**WORK INSTRUCTIONS**: Copy out all the lines in the records that include the word "React".
## Start INPUT MATERIAL
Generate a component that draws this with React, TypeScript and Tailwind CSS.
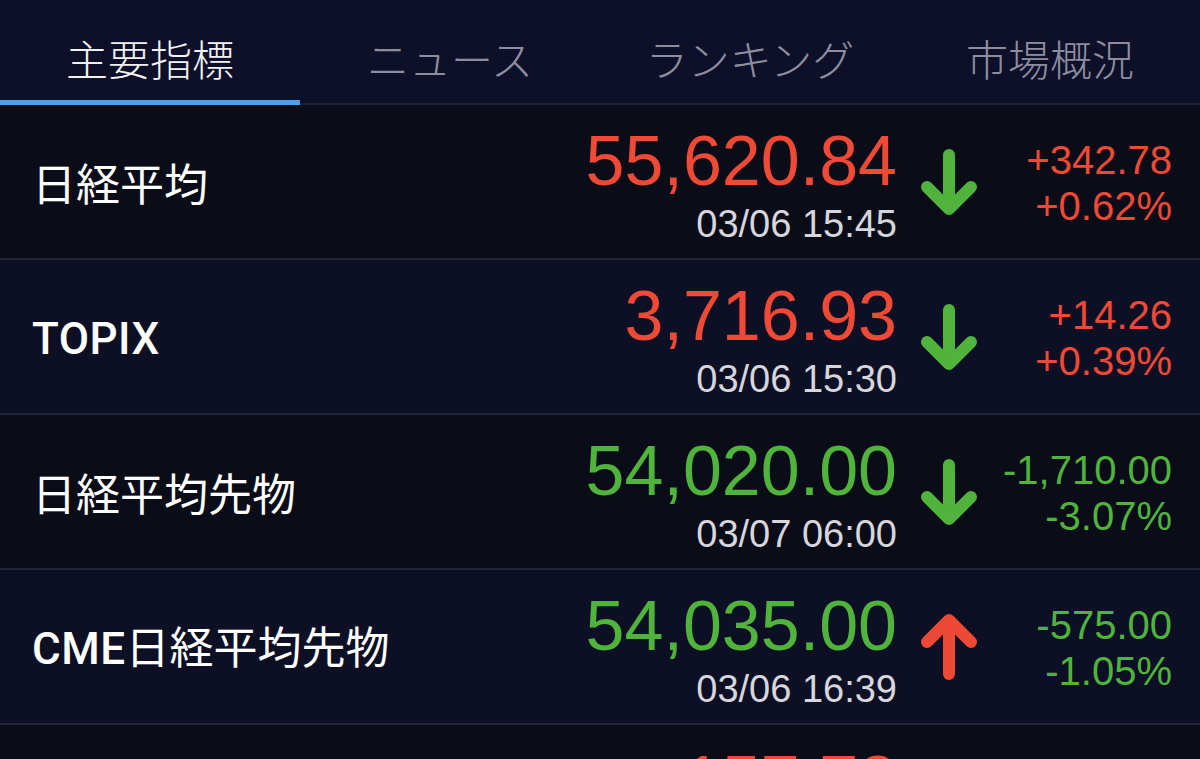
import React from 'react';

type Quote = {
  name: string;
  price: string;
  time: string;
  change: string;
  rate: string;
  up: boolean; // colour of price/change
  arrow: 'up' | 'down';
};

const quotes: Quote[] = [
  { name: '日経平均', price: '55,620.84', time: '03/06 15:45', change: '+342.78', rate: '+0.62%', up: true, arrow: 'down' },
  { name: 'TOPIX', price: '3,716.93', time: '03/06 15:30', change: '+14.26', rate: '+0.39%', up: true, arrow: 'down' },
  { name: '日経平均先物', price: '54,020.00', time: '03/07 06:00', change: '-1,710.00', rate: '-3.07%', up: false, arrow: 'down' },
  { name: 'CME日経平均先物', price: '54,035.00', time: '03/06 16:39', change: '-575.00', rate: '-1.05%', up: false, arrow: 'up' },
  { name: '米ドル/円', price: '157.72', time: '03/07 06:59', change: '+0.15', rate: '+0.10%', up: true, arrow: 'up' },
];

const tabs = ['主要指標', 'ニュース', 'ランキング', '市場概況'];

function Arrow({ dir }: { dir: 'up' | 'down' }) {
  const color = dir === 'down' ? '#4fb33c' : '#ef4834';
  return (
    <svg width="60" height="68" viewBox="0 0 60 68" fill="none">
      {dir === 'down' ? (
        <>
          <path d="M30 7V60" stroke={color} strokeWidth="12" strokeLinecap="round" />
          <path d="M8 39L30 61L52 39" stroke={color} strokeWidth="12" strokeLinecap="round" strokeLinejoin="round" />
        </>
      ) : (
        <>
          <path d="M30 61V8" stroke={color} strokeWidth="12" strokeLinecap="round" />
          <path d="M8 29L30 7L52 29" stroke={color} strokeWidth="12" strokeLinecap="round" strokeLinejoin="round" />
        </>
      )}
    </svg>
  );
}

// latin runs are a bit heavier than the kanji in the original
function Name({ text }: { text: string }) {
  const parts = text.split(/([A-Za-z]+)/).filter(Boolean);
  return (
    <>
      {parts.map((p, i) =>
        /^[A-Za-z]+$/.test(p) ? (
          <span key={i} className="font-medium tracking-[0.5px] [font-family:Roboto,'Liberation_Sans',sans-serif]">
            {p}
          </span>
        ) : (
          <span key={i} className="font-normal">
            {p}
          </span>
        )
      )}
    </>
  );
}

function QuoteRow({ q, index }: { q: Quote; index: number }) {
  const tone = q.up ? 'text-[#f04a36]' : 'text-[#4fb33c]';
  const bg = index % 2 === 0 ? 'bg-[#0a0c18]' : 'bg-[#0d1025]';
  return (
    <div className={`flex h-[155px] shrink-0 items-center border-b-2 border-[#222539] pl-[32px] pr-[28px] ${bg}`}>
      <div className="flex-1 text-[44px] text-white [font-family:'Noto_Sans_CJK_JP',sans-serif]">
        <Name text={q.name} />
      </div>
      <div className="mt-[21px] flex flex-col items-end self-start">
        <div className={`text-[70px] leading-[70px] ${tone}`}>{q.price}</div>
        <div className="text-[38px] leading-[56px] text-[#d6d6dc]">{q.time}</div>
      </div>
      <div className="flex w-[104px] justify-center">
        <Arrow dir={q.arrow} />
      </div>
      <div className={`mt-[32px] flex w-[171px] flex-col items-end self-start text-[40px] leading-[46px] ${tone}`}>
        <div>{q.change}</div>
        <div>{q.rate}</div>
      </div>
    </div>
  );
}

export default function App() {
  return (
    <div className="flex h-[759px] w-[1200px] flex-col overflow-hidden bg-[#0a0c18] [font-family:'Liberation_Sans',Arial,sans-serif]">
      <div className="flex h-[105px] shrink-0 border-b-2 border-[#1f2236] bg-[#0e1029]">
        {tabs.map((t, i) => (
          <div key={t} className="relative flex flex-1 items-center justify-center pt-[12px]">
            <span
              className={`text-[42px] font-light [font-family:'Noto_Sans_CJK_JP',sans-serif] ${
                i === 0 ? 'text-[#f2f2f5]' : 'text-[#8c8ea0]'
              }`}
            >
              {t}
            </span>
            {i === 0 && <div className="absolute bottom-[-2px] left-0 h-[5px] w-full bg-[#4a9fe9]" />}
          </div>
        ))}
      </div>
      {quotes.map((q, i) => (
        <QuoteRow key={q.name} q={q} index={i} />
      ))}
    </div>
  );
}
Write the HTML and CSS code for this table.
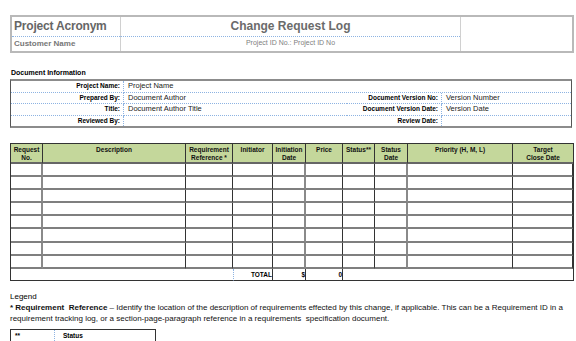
## End INPUT MATERIAL
**PROBLEM SOLUTION**:
Generate a component that draws this with React, TypeScript and Tailwind CSS.
import React from 'react';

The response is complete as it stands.